SQL Expressions as Mapped Attributes

Attributes on a mapped class can be linked to SQL expressions, which can be used in queries.

Using a Hybrid

The easiest and most flexible way to link relatively simple SQL expressions to a class is to use a so-called “hybrid attribute”, described in the section Hybrid Attributes. The hybrid provides for an expression that works at both the Python level as well as at the SQL expression level. For example, below we map a class User, containing attributes firstname and lastname, and include a hybrid that will provide for us the fullname, which is the string concatenation of the two:

from sqlalchemy.ext.hybrid import hybrid_property


class User(Base):
    __tablename__ = "user"
    id = Column(Integer, primary_key=True)
    firstname = Column(String(50))
    lastname = Column(String(50))

    @hybrid_property
    def fullname(self):
        return self.firstname + " " + self.lastname

Above, the fullname attribute is interpreted at both the instance and class level, so that it is available from an instance:

some_user = session.query(User).first()
print(some_user.fullname)

as well as usable within queries:

some_user = session.query(User).filter(User.fullname == "John Smith").first()

The string concatenation example is a simple one, where the Python expression can be dual purposed at the instance and class level. Often, the SQL expression must be distinguished from the Python expression, which can be achieved using hybrid_property.expression(). Below we illustrate the case where a conditional needs to be present inside the hybrid, using the if statement in Python and the case() construct for SQL expressions:

from sqlalchemy.ext.hybrid import hybrid_property
from sqlalchemy.sql import case


class User(Base):
    __tablename__ = "user"
    id = Column(Integer, primary_key=True)
    firstname = Column(String(50))
    lastname = Column(String(50))

    @hybrid_property
    def fullname(self):
        if self.firstname is not None:
            return self.firstname + " " + self.lastname
        else:
            return self.lastname

    @fullname.expression
    def fullname(cls):
        return case(
            [
                (cls.firstname != None, cls.firstname + " " + cls.lastname),
            ],
            else_=cls.lastname,
        )

Using column_property

The column_property() function can be used to map a SQL expression in a manner similar to a regularly mapped Column.
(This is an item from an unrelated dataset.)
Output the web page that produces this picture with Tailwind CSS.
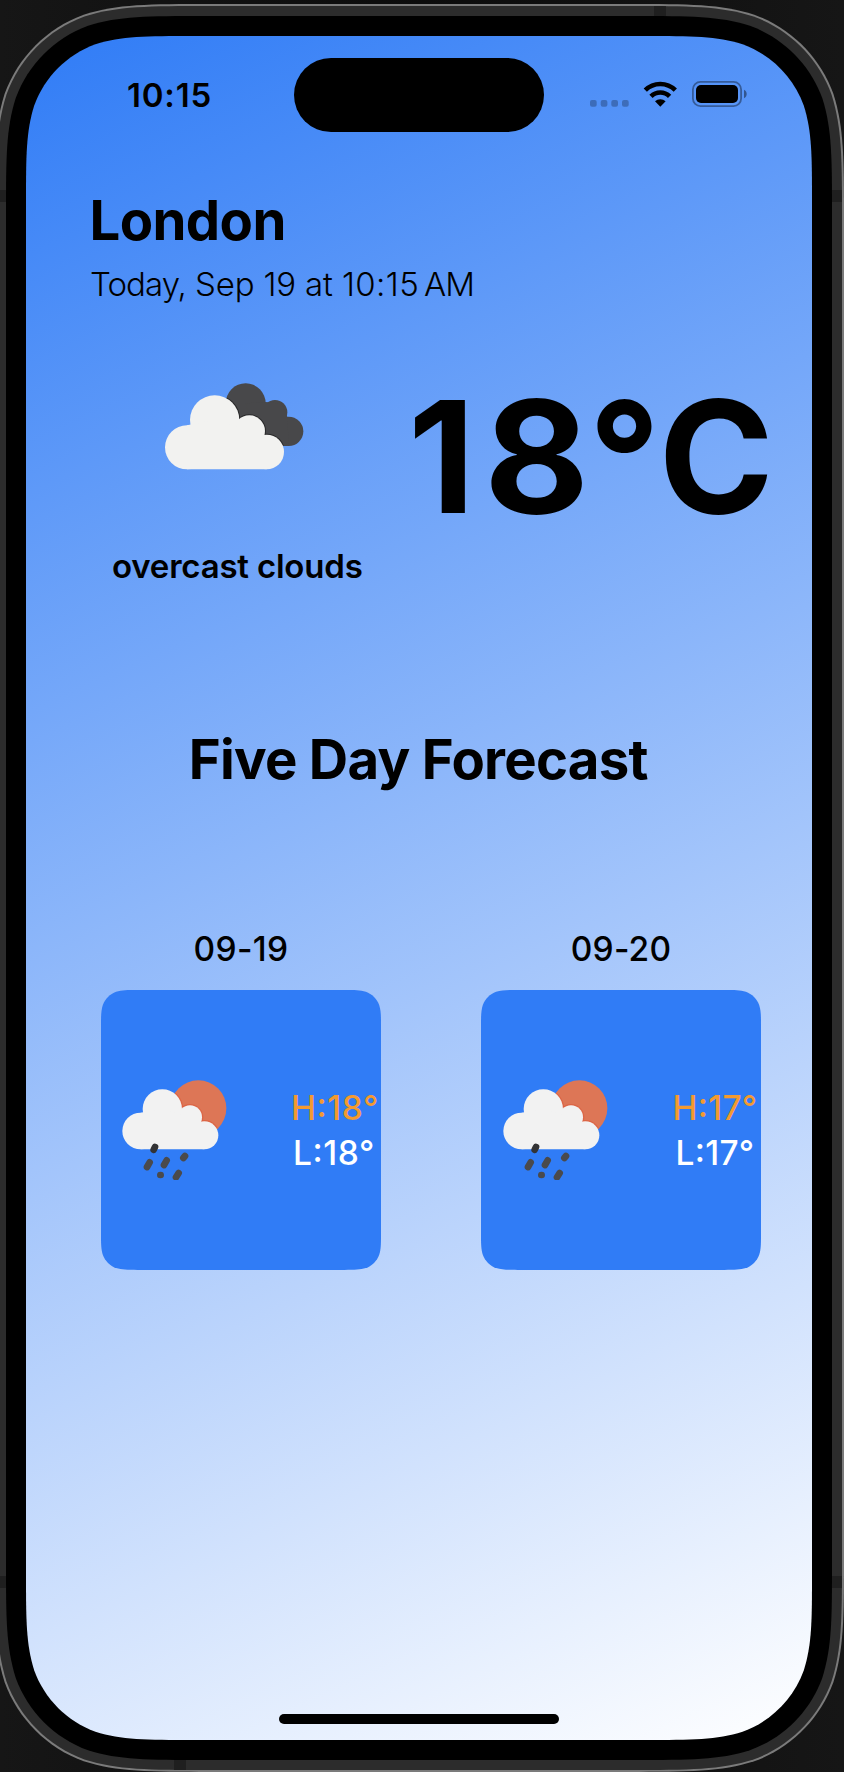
<!DOCTYPE html>
<html lang="en">
<head>
<meta charset="utf-8">
<title>Weather</title>
<script src="https://cdn.jsdelivr.net/npm/@tailwindcss/browser@4"></script>
</head>
<body class="w-[844px] h-[1772px] overflow-hidden bg-linear-to-r from-[#161616] via-[#0c0c0c] to-[#161616] font-['Inter','Liberation_Sans',sans-serif] text-black">
<svg class="absolute w-0 h-0">
  <clipPath id="sun-clip"><circle cx="265" cy="144" r="83"/></clipPath>
  <symbol id="rain" viewBox="36 59 315 300">
    <circle cx="265" cy="144" r="84" fill="#dd7656"/>
    <g fill="none" stroke="#dc5a3a" stroke-width="8" stroke-opacity=".6" clip-path="url(#sun-clip)">
      <circle cx="157" cy="146" r="59"/><circle cx="240" cy="171" r="36"/><circle cx="283" cy="225" r="42"/>
    </g>
    <g fill="#f2f2f2">
      <circle cx="92" cy="212" r="55"/><circle cx="157" cy="146" r="59"/><circle cx="240" cy="171" r="36"/><circle cx="283" cy="225" r="42"/>
      <path d="M92 157L157 146L240 171L283 190V267H92Z"/>
    </g>
    <g stroke="#4a4a4c" stroke-width="20" stroke-linecap="round">
      <path d="M131 268L135 260" stroke="#333334"/>
      <path d="M111 320L119 306M162 314L170 300M220 293L225 287M151 344L152 344M198 351L206 338"/>
    </g>
  </symbol>
</svg>

<!-- device shell: highlight edge, steel band, bezel, screen -->
<div data-corner="142" class="w-[850px] h-[1768px] -ml-[6px] mt-[4px] p-[2px] bg-[#7b7b7b]">
  <div data-corner="140" class="relative w-[846px] h-[1764px] p-[10px] bg-[#2c2c2c]">
    <i class="absolute left-[658px] top-0 w-3 h-[10px] bg-[#1f1f1f]"></i>
    <i class="absolute left-[178px] bottom-0 w-3 h-[10px] bg-[#1f1f1f]"></i>
    <i class="absolute left-0 top-[184px] w-[10px] h-3 bg-[#1f1f1f]"></i>
    <i class="absolute right-0 top-[184px] w-[10px] h-3 bg-[#1f1f1f]"></i>
    <i class="absolute left-0 top-[1570px] w-[10px] h-3 bg-[#1f1f1f]"></i>
    <i class="absolute right-0 top-[1570px] w-[10px] h-3 bg-[#1f1f1f]"></i>
    <div data-corner="130" class="w-[826px] h-[1744px] p-[20px] bg-black">
      <div data-corner="110" class="w-[786px] h-[1704px] flex flex-col bg-[linear-gradient(155.23deg,#307cf6,#ffffff)]">

        <header class="mt-[22px] h-[74px] flex items-center pl-[101px] shrink-0">
          <div class="w-[167px] mb-px text-[33px] leading-[40px] font-semibold tracking-[0.8px] whitespace-nowrap">10:15</div>
          <div class="w-[250px] h-[74px] rounded-full bg-black"></div>
          <div class="flex ml-[46px] mb-[2px]">
            <svg width="40" height="26" viewBox="0 0 40 26" fill="#000" fill-opacity=".25">
              <rect x="0" y="19" width="6.7" height="6.7" rx="2"/><rect x="10.7" y="19" width="6.7" height="6.7" rx="2"/><rect x="21.3" y="19" width="6.7" height="6.7" rx="2"/><rect x="32" y="19" width="6.7" height="6.7" rx="2"/>
            </svg>
            <svg class="ml-[13px]" width="35" height="26" viewBox="0 0 35 26">
              <path d="M2.3 9.2A21.2 21.2 0 0 1 32.3 9.2M8 15.4A13 13 0 0 1 26.6 15.4" fill="none" stroke="#000" stroke-width="4.6"/>
              <path d="M17.3 25.8L12 20.3A7.6 7.6 0 0 1 22.6 20.3Z"/>
            </svg>
            <svg class="ml-[14px]" width="56" height="26" viewBox="0 0 56 26">
              <rect x=".9" y=".9" width="48.2" height="24.2" rx="7.6" fill="none" stroke="#000" stroke-opacity=".38" stroke-width="1.8"/>
              <rect x="4" y="4" width="42" height="18" rx="5"/>
              <path d="M52 8.8C55.6 10.2 55.6 15.8 52 17.2Z" fill-opacity=".42"/>
            </svg>
          </div>
        </header>

        <section class="mt-[53.7px] pl-[65px] shrink-0 whitespace-nowrap">
          <h1 class="-ml-[1.5px] text-[54.5px] leading-[68px] font-bold tracking-[-0.6px]">London</h1>
          <p class="mt-[10px] -ml-[1px] text-[33px] leading-[40px] font-light tracking-[-0.17px]"><span class="tracking-[-0.95px]">Today,</span> Sep 19 at <span class="tracking-[0.4px]">10:15</span>&#8201;<span class="-ml-[1px] tracking-[-0.8px]">AM</span></p>
        </section>

        <section class="mt-[72px] pl-[86px] flex items-start shrink-0 whitespace-nowrap">
          <div class="w-[296px]">
            <svg class="mt-[7px] ml-[53px]" width="139" height="87" viewBox="225 68 417 261">
              <clipPath id="dark-clip"><circle cx="467" cy="129" r="59"/><circle cx="596" cy="213" r="43"/><path d="M467 129L527 125L575 150L596 200V256H520Z"/></clipPath>
              <g fill="#48484a">
                <circle cx="467" cy="129" r="60"/><circle cx="555" cy="156" r="37"/><circle cx="596" cy="213" r="44"/>
                <path d="M467 129L527 125L575 130L592 169L596 257L500 257Z"/>
              </g>
              <g fill="none" stroke="#1c1c1d" stroke-opacity=".7" stroke-width="8" clip-path="url(#dark-clip)">
                <circle cx="374" cy="179" r="73"/><circle cx="478" cy="212" r="46"/><circle cx="530" cy="275" r="51"/>
              </g>
              <g fill="#f2f2f0">
                <circle cx="291" cy="261" r="66"/><circle cx="374" cy="179" r="74"/><circle cx="478" cy="212" r="47"/><circle cx="530" cy="275" r="52"/>
                <path d="M291 195L374 179L478 212L530 240V327H291Z"/>
              </g>
            </svg>
            <p class="mt-[76px] text-[33px] leading-[40px] font-semibold tracking-[-0.2px]">overcast clouds</p>
          </div>
          <div class="mt-px text-[155.5px] leading-[160px] font-bold"><span class="tracking-[10.8px]">1</span><span class="inline-block scale-x-[1.04] tracking-[1.6px]">8</span><span class="tracking-[-1.5px]">°</span>C</div>
        </section>

        <h2 class="mt-[139.4px] pl-[162.7px] text-[54.5px] leading-[68px] font-bold tracking-[-0.73px] whitespace-nowrap shrink-0">Five Day Forecast</h2>

        <section class="mt-[136px] pl-[75px] flex gap-[100px] shrink-0 whitespace-nowrap">
          <div class="w-[280px]">
            <p class="text-center text-[33.5px] leading-[40px] font-[540] tracking-[0.4px]">09-19</p>
            <div data-corner="24" class="mt-[20.8px] h-[280px] pl-[21px] flex items-center bg-[#307cf6]">
              <svg width="105" height="100"><use href="#rain"/></svg>
              <div class="mt-[2px] ml-[64px] w-[86px] text-center text-[33.5px] leading-[45px] font-[540] tracking-[0.6px] [font-feature-settings:'case'_1]">
                <p class="text-[#f39a30]">H:18°</p>
                <p class="text-white">L:18°</p>
              </div>
            </div>
          </div>
          <div class="w-[280px]">
            <p class="text-center text-[33.5px] leading-[40px] font-[540] tracking-[0.2px]">09-20</p>
            <div data-corner="24" class="mt-[20.8px] h-[280px] pl-[22px] flex items-center bg-[#307cf6]">
              <svg width="105" height="100"><use href="#rain"/></svg>
              <div class="mt-[2px] ml-[64px] w-[86px] text-center text-[33.5px] leading-[45px] font-[540] tracking-[0.3px] [font-feature-settings:'case'_1]">
                <p class="text-[#f39a30]">H:17°</p>
                <p class="text-white">L:17°</p>
              </div>
            </div>
          </div>
        </section>

        <div class="mt-auto mb-[16px] ml-[253px] w-[280px] h-[10px] rounded-full bg-black shrink-0"></div>
      </div>
    </div>
  </div>
</div>

<script>
// Continuous-curvature corners: three Bezier segments per corner, scaled by the radius.
function roundCorners(el) {
  const r = +el.dataset.corner, w = el.offsetWidth, h = el.offsetHeight;
  const a = 1.52866 * r, b = 1.08849 * r, c = 0.86841 * r, d = 0.63149 * r,
        e = 0.07491 * r, f = 0.37282 * r, g = 0.16906 * r;
  const steps = [[a, 0], [b, 0], [c, 0], [d, e], [f, g], [g, f], [e, d], [0, c], [0, b], [0, a]];
  const rev = steps.slice().reverse();
  const corner = (pts, fx, fy) => {
    const p = pts.map(([x, y]) => fx(x) + ' ' + fy(y));
    return p[0] + 'C' + p.slice(1).join(' ');
  };
  const l = v => v, R = v => w - v, B = v => h - v;
  el.style.clipPath = `path("M${corner(steps, R, l)}L${corner(rev, R, B)}L${corner(steps, l, B)}L${corner(rev, l, l)}Z")`;
}
const watcher = new ResizeObserver(entries => entries.forEach(x => roundCorners(x.target)));
document.querySelectorAll('[data-corner]').forEach(el => watcher.observe(el));
</script>
</body>
</html>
With this technique, the attribute is loaded along with all other column-mapped attributes at load time. This is in some cases an advantage over the usage of hybrids, as the value can be loaded up front at the same time as the parent row of the object, particularly if the expression is one which links to other tables (typically as a correlated subquery) to access data that wouldn’t normally be available on an already loaded object.

Disadvantages to using column_property() for SQL expressions include that the expression must be compatible with the SELECT statement emitted for the class as a whole, and there are also some configurational quirks which can occur when using column_property() from declarative mixins.

Our “fullname” example can be expressed using column_property() as follows:

from sqlalchemy.orm import column_property


class User(Base):
    __tablename__ = "user"
    id = Column(Integer, primary_key=True)
    firstname = Column(String(50))
    lastname = Column(String(50))
    fullname = column_property(firstname + " " + lastname)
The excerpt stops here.